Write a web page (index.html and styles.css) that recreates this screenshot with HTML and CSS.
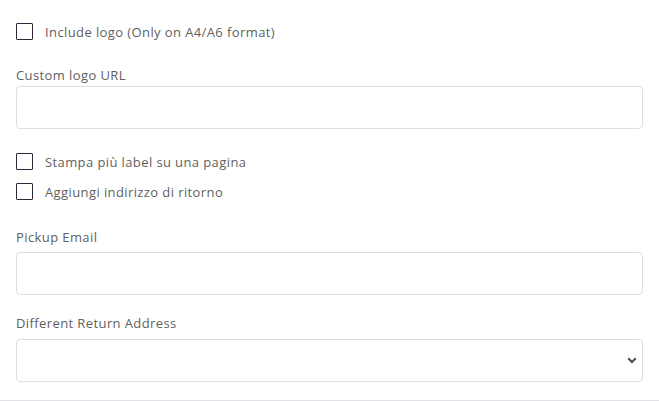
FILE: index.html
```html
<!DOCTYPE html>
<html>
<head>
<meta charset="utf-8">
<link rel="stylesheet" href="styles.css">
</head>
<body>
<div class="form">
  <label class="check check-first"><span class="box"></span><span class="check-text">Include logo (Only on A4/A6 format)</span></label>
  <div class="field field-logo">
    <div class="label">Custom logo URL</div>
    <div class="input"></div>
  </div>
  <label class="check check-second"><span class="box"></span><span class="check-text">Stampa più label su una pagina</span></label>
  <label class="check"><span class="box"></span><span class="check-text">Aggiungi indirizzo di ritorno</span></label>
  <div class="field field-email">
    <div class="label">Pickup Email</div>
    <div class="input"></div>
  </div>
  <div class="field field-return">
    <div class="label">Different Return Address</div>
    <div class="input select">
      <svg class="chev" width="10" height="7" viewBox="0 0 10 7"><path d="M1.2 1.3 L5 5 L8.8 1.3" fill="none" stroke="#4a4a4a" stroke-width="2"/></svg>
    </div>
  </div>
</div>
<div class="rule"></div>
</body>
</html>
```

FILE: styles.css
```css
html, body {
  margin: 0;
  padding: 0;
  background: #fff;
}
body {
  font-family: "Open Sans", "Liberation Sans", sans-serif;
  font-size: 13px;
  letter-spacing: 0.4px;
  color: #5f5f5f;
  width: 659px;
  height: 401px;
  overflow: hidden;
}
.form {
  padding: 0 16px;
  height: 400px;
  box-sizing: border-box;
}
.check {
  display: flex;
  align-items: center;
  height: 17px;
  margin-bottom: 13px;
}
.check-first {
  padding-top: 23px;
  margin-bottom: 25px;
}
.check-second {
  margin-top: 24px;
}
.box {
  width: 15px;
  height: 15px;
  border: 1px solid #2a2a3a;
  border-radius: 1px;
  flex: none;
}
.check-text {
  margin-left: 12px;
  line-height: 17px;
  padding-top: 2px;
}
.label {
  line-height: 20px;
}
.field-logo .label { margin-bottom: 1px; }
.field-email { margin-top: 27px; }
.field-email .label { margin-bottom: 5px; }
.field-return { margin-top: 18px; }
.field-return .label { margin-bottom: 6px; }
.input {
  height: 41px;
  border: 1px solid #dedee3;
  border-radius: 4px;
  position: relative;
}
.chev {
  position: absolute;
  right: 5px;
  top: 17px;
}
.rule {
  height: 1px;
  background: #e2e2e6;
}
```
++++++++++
-- Brief --
Repeat the listing in full and exactly. Do not include any images.

-- Task output --
Write a web page (index.html and styles.css) that recreates this screenshot with HTML and CSS.
FILE: index.html
```html
<!DOCTYPE html>
<html>
<head>
<meta charset="utf-8">
<link rel="stylesheet" href="styles.css">
</head>
<body>
<div class="form">
  <label class="check check-first"><span class="box"></span><span class="check-text">Include logo (Only on A4/A6 format)</span></label>
  <div class="field field-logo">
    <div class="label">Custom logo URL</div>
    <div class="input"></div>
  </div>
  <label class="check check-second"><span class="box"></span><span class="check-text">Stampa più label su una pagina</span></label>
  <label class="check"><span class="box"></span><span class="check-text">Aggiungi indirizzo di ritorno</span></label>
  <div class="field field-email">
    <div class="label">Pickup Email</div>
    <div class="input"></div>
  </div>
  <div class="field field-return">
    <div class="label">Different Return Address</div>
    <div class="input select">
      <svg class="chev" width="10" height="7" viewBox="0 0 10 7"><path d="M1.2 1.3 L5 5 L8.8 1.3" fill="none" stroke="#4a4a4a" stroke-width="2"/></svg>
    </div>
  </div>
</div>
<div class="rule"></div>
</body>
</html>
```

FILE: styles.css
```css
html, body {
  margin: 0;
  padding: 0;
  background: #fff;
}
body {
  font-family: "Open Sans", "Liberation Sans", sans-serif;
  font-size: 13px;
  letter-spacing: 0.4px;
  color: #5f5f5f;
  width: 659px;
  height: 401px;
  overflow: hidden;
}
.form {
  padding: 0 16px;
  height: 400px;
  box-sizing: border-box;
}
.check {
  display: flex;
  align-items: center;
  height: 17px;
  margin-bottom: 13px;
}
.check-first {
  padding-top: 23px;
  margin-bottom: 25px;
}
.check-second {
  margin-top: 24px;
}
.box {
  width: 15px;
  height: 15px;
  border: 1px solid #2a2a3a;
  border-radius: 1px;
  flex: none;
}
.check-text {
  margin-left: 12px;
  line-height: 17px;
  padding-top: 2px;
}
.label {
  line-height: 20px;
}
.field-logo .label { margin-bottom: 1px; }
.field-email { margin-top: 27px; }
.field-email .label { margin-bottom: 5px; }
.field-return { margin-top: 18px; }
.field-return .label { margin-bottom: 6px; }
.input {
  height: 41px;
  border: 1px solid #dedee3;
  border-radius: 4px;
  position: relative;
}
.chev {
  position: absolute;
  right: 5px;
  top: 17px;
}
.rule {
  height: 1px;
  background: #e2e2e6;
}
```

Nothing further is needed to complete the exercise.